Species of moth endemic to New Zealand

Epichorista abdita is a species of moth in the family Tortricidae. This species was first described by Alfred Philpott in 1924. It is endemic to New Zealand.

==Taxonomy==
This species was first described by Alfred Philpott in 1924 using specimens collected on the Mount Arthur tableland in the first week of March. In 1928 George Hudson discussed E. abdita in his book The butterflies and moths of New Zealand discussing it as a form of Epichorista emphanes. In 1928 Alfred Philpott also discussed and illustrated the male genitalia of this species treating the moth as a distinct species. In another 1928 article Philpott pointed out that the male genitalia of E. abdita showed "markedly different structural peculiarities". In 1939 Hudson again discussed E. abdita this time as a synonym of E. emphanes in his publication in A supplement to the butterflies and moths of New Zealand. John S. Dugdale discussed this moth as a species in his 1988 publication. However as at 2025, this species is regarded as being taxonomically unresolved as it likely belongs to another genus. It is therefore also known as Epichorista (s.l.) abdita. The male holotype specimen is held at the New Zealand Arthropod Collection.

==Description==
Philpott described this species as follows:

♂. 11 1/2–13 mm. Head, palpi, and thorax bright reddish-ochreous. Antennae in male ciliated, 1 1/2. Abdomen dark fuscous. Legs ochreous-whitish, tarsal segments annulated with fuscous. Forewings, costa strongly arched at base, apex rectangular, termen very slightly oblique, rounded beneath; bright ochreous-reddish; markings very obscure; five or six fuscous dots on basal half of costa; traces of some leaden-white fasciae at 1/3 apical half of wing with numerous obscure waved leaden-white fasciae, visible only under magnification; central fascia indicated by a clear reddish area on costa at middle: fringes ochreous-reddish, tips paler. Hindwings dark fuscous: fringes greyish-fuscous, with basal band and the tips round termen tinged with ochreous.

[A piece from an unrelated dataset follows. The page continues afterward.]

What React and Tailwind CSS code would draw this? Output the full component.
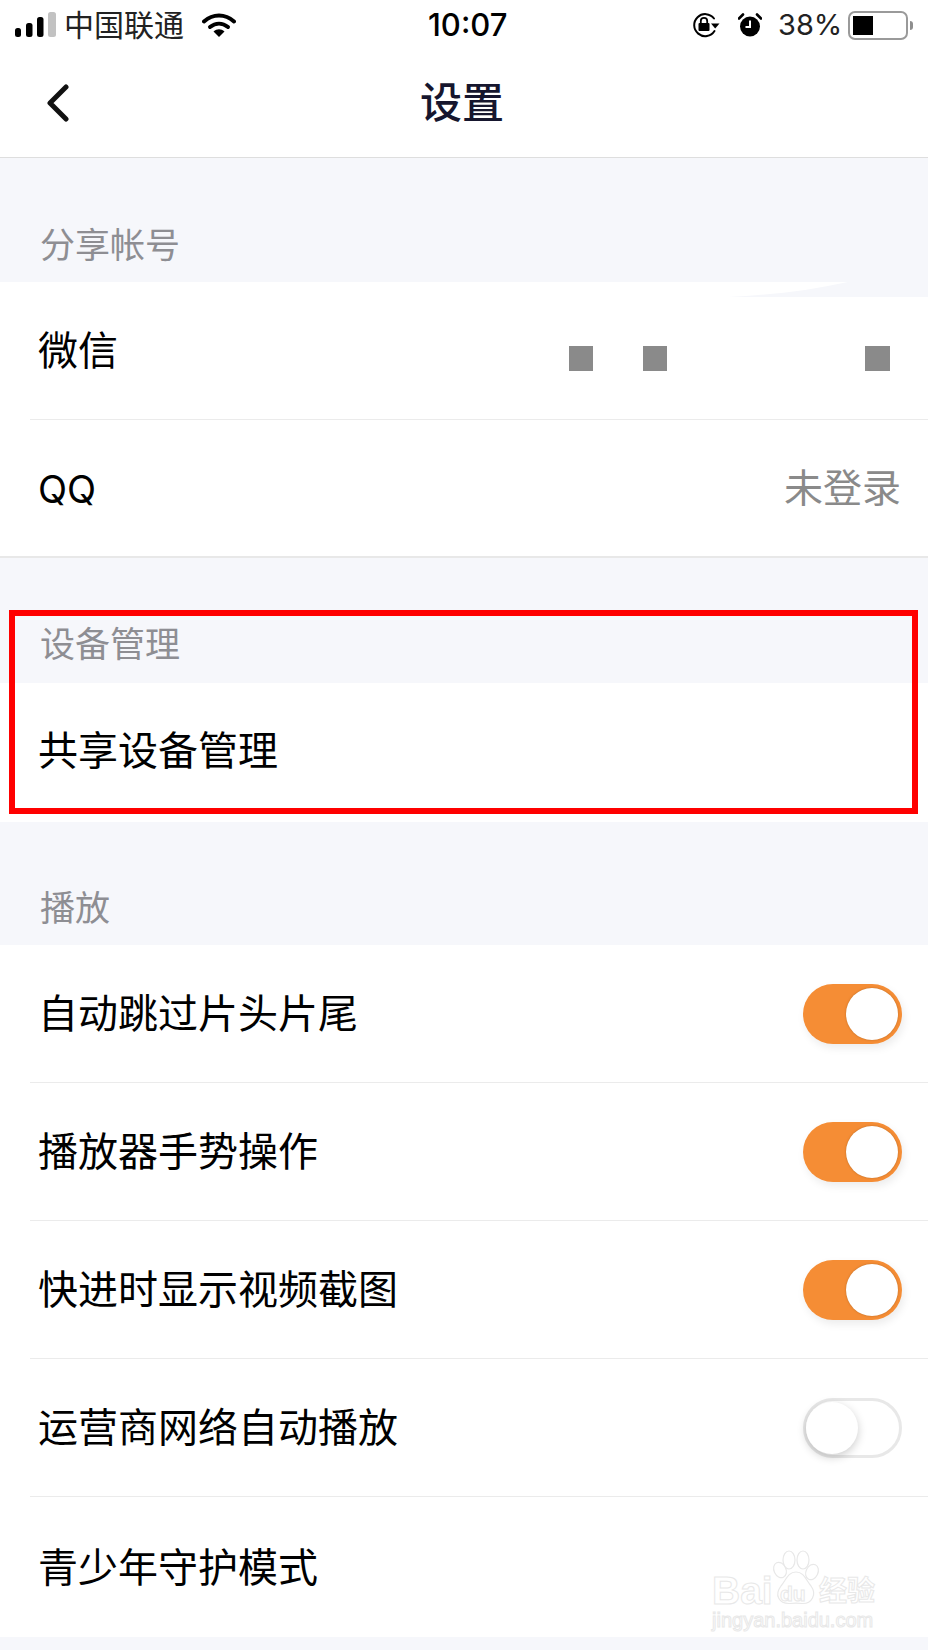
import React from "react";

const cjk = "font-['Inter','Noto_Sans_CJK_SC',sans-serif]";

function Toggle({ on }) {
  if (on) {
    return (
      <div className="relative h-[60px] w-[99px] rounded-full bg-[#f58d35] shadow-[2px_4px_8px_rgba(0,0,0,0.08)]">
        <div className="absolute left-[43px] top-[4px] h-[52px] w-[52px] rounded-full bg-white shadow-[0_0_2px_rgba(120,70,20,0.5)]" />
      </div>
    );
  }
  return (
    <div className="relative h-[60px] w-[99px] rounded-full border-[3px] border-[#e8e8e8] bg-white">
      <div className="absolute left-[0px] top-[1px] h-[52px] w-[52px] rounded-full bg-white shadow-[0_3px_10px_rgba(0,0,0,0.2)]" />
    </div>
  );
}

function Header({ children, h, pb = "pb-[17px]" }) {
  return (
    <div className={`flex items-end bg-[#f6f7fb] pl-[40px] text-[35px] leading-[40px] text-[#8e8e93] ${pb} ${h}`}>
      {children}
    </div>
  );
}

function Row({ label, right, line = true, h = "h-[138px]", lineFull = false, nudge = "pt-[1px]" }) {
  return (
    <div className={`bg-white ${lineFull ? "" : "pl-[30px]"} ${h}`}>
      <div className={`flex h-full items-center justify-between ${lineFull ? "pl-[38px]" : "pl-[8px]"} ${line ? "border-b border-[#ebebeb]" : ""}`}>
        <span className={`text-[40px] leading-[48px] text-black ${nudge}`}>{label}</span>
        {right}
      </div>
    </div>
  );
}

function Signal() {
  return (
    <svg width="42" height="26" viewBox="0 0 42 26" className="block shrink-0">
      <rect x="0" y="16" width="6" height="9" rx="2.5" fill="#000" />
      <rect x="11" y="11" width="6.5" height="14" rx="2.5" fill="#000" />
      <rect x="22" y="5" width="6.5" height="20" rx="2.5" fill="#000" />
      <rect x="33" y="0" width="8" height="25" rx="2.5" fill="#c2c2c2" />
    </svg>
  );
}

function Wifi() {
  return (
    <svg width="34" height="24" viewBox="0 0 34 24" className="block">
      <path d="M2 8.5C11 0.5 23 0.5 32 8.5" fill="none" stroke="#000" strokeWidth="4" strokeLinecap="round" />
      <path d="M8 14C13.5 9.5 20.5 9.5 26 14" fill="none" stroke="#000" strokeWidth="4" strokeLinecap="round" />
      <path d="M11.5 18.5C15 15.5 19 15.5 22.5 18.5L17 24Z" fill="#000" />
    </svg>
  );
}

function RotationLock() {
  return (
    <svg width="29" height="26" viewBox="0 0 29 26" className="block">
      <path d="M23 6.5A11 11 0 1 0 23.5 19" fill="none" stroke="#000" strokeWidth="2" strokeLinecap="round" />
      <path d="M20 11.5H28.5L24.2 16.5Z" fill="#000" />
      <rect x="7.5" y="11" width="11" height="8" rx="1" fill="#000" />
      <path d="M9.8 11V9A3.2 3.2 0 0 1 16.2 9V11" fill="none" stroke="#000" strokeWidth="1.8" />
    </svg>
  );
}

function Alarm() {
  return (
    <svg width="24" height="24" viewBox="0 0 24 24" className="block">
      <circle cx="12" cy="13.5" r="10" fill="#000" />
      <path d="M12 7.5V14H7.5" fill="none" stroke="#fff" strokeWidth="2" />
      <path d="M1 5.5L5 1.5" stroke="#000" strokeWidth="2.6" strokeLinecap="round" />
      <path d="M23 5.5L19 1.5" stroke="#000" strokeWidth="2.6" strokeLinecap="round" />
    </svg>
  );
}

function Battery() {
  return (
    <div className="flex items-center gap-[2px]">
      <div className="flex h-[29px] w-[60px] items-center rounded-[7px] border-2 border-[#9a9a9a] pl-[3px]">
        <div className="h-[19px] w-[20px] bg-black" />
      </div>
      <div className="h-[9px] w-[3px] rounded-r-full bg-[#8e8e8e]" />
    </div>
  );
}

function Watermark() {
  const outline = "font-['Liberation_Sans',sans-serif] font-bold text-white [-webkit-text-stroke:1px_#e8e8e8]";
  return (
    <div className="pointer-events-none absolute left-[712px] top-[1548px] h-[86px] w-[170px]">
      <svg width="60" height="60" viewBox="0 0 60 60" className="absolute left-[56px] top-[0px]">
        <g fill="#fff" stroke="#e8e8e8" strokeWidth="1.2">
          <ellipse cx="12" cy="22" rx="6" ry="8" transform="rotate(-25 12 22)" />
          <ellipse cx="21" cy="12" rx="6" ry="9" />
          <ellipse cx="35" cy="12" rx="6" ry="9" />
          <ellipse cx="44" cy="24" rx="6" ry="8" transform="rotate(25 44 24)" />
          <path d="M28 24C36 24 38 32 43 38C49 46 44 56 34 55.500C30 55 26 55 22 55.500C11 56 6 47 13 38C18 32 20 24 28 24Z" />
        </g>
      </svg>
      <span className={`absolute left-[0px] top-[21px] text-[39px] leading-[44px] ${outline}`}>Bai</span>
      <span className={`absolute left-[68px] top-[34px] text-[21px] leading-[24px] ${outline}`}>du</span>
      <span className={`absolute left-[107px] top-[23px] font-['Noto_Sans_CJK_SC',sans-serif] text-[28px] font-bold leading-[36px] text-white [-webkit-text-stroke:1px_#e8e8e8]`}>经验</span>
      <span className="absolute left-[0px] top-[60px] whitespace-nowrap font-['Liberation_Sans',sans-serif] text-[20px] leading-[25px] text-white [-webkit-text-stroke:1px_#e8e8e8]">jingyan.baidu.com</span>
    </div>
  );
}

export default function App() {
  return (
    <div className={`relative h-[1650px] w-[928px] overflow-hidden bg-[#f6f7fb] ${cjk}`}>
      <div className="bg-white">
        {/* Status bar */}
        <div className="flex h-[50px] items-center pl-[15px]">
          <Signal />
          <span className="ml-[7px] shrink-0 whitespace-nowrap text-[30px] leading-[36px] text-[#222]">中国联通</span>
          <div className="ml-[18px] shrink-0"><Wifi /></div>
          <span className="ml-[192px] w-[80px] shrink-0 whitespace-nowrap text-[31px] font-medium leading-[36px] text-black">10:07</span>
          <div className="ml-[183px] shrink-0"><RotationLock /></div>
          <div className="ml-[18px] shrink-0"><Alarm /></div>
          <span className="ml-[16px] shrink-0 whitespace-nowrap text-[29px] leading-[36px] text-[#222]">38%</span>
          <div className="ml-[6px] shrink-0"><Battery /></div>
        </div>
        {/* Nav */}
        <div className="relative flex h-[108px] items-center justify-center border-b border-[#dedede]">
          <svg width="24" height="38" viewBox="0 0 24 38" className="absolute left-[46px] top-[34px]">
            <path d="M20 3L4 19L20 35" fill="none" stroke="#111" strokeWidth="5" strokeLinecap="round" strokeLinejoin="round" />
          </svg>
          <span className="ml-[-4px] mt-[-2px] text-[42px] font-medium leading-[50px] text-[#16162e]">设置</span>
        </div>
      </div>

      <Header h="h-[124px]">分享帐号</Header>
      <div className="relative">
        <Row label="微信" right={
          <div className="flex items-center pr-[38px] pt-[15px]">
            <div className="h-[25px] w-[24px] bg-[#8a8a8a]" />
            <div className="ml-[50px] h-[25px] w-[24px] bg-[#8a8a8a]" />
            <div className="ml-[198px] h-[25px] w-[25px] bg-[#8a8a8a]" />
          </div>
        } />
        <svg width="200" height="15" viewBox="0 0 200 15" className="absolute right-0 top-0">
          <path d="M0 15C40 13 80 9 120 0H200V15Z" fill="#f6f7fb" />
        </svg>
      </div>
      <div className="border-b-2 border-[#e8e8e8]">
        <Row label={<span className="text-[38px]">QQ</span>} line={false} h="h-[136px]" right={
          <span className="pr-[27px] text-[39px] leading-[46px] text-[#8a8a8a]">未登录</span>
        } />
      </div>

      <Header h="h-[125px]" pb="pb-[19px]">设备管理</Header>
      <Row label="共享设备管理" line={false} lineFull h="h-[139px]" nudge="mb-[4px]" />

      <Header h="h-[123px]">播放</Header>
      <Row label="自动跳过片头片尾" right={<div className="pr-[26px]"><Toggle on /></div>} />
      <Row label="播放器手势操作" right={<div className="pr-[26px]"><Toggle on /></div>} />
      <Row label="快进时显示视频截图" right={<div className="pr-[26px]"><Toggle on /></div>} />
      <Row label="运营商网络自动播放" right={<div className="pr-[26px]"><Toggle /></div>} />
      <Row label="青少年守护模式" line={false} h="h-[140px]" />

      {/* Annotation frame */}
      <div className="pointer-events-none absolute left-[9px] top-[610px] h-[204px] w-[909px] border-[6px] border-[#ff0000]" />
      <Watermark />
    </div>
  );
}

In one example the markings are quite obsolete and the ground-colour is much paler. It is a smaller and duller species than the similar in appearance E. emphanes and also has longer antennal ciliations.

==Distribution==
This species is endemic to New Zealand. It has been observed in the Mount Arthur tableland.

== Behaviour ==
The adults of this species are on the wing in March.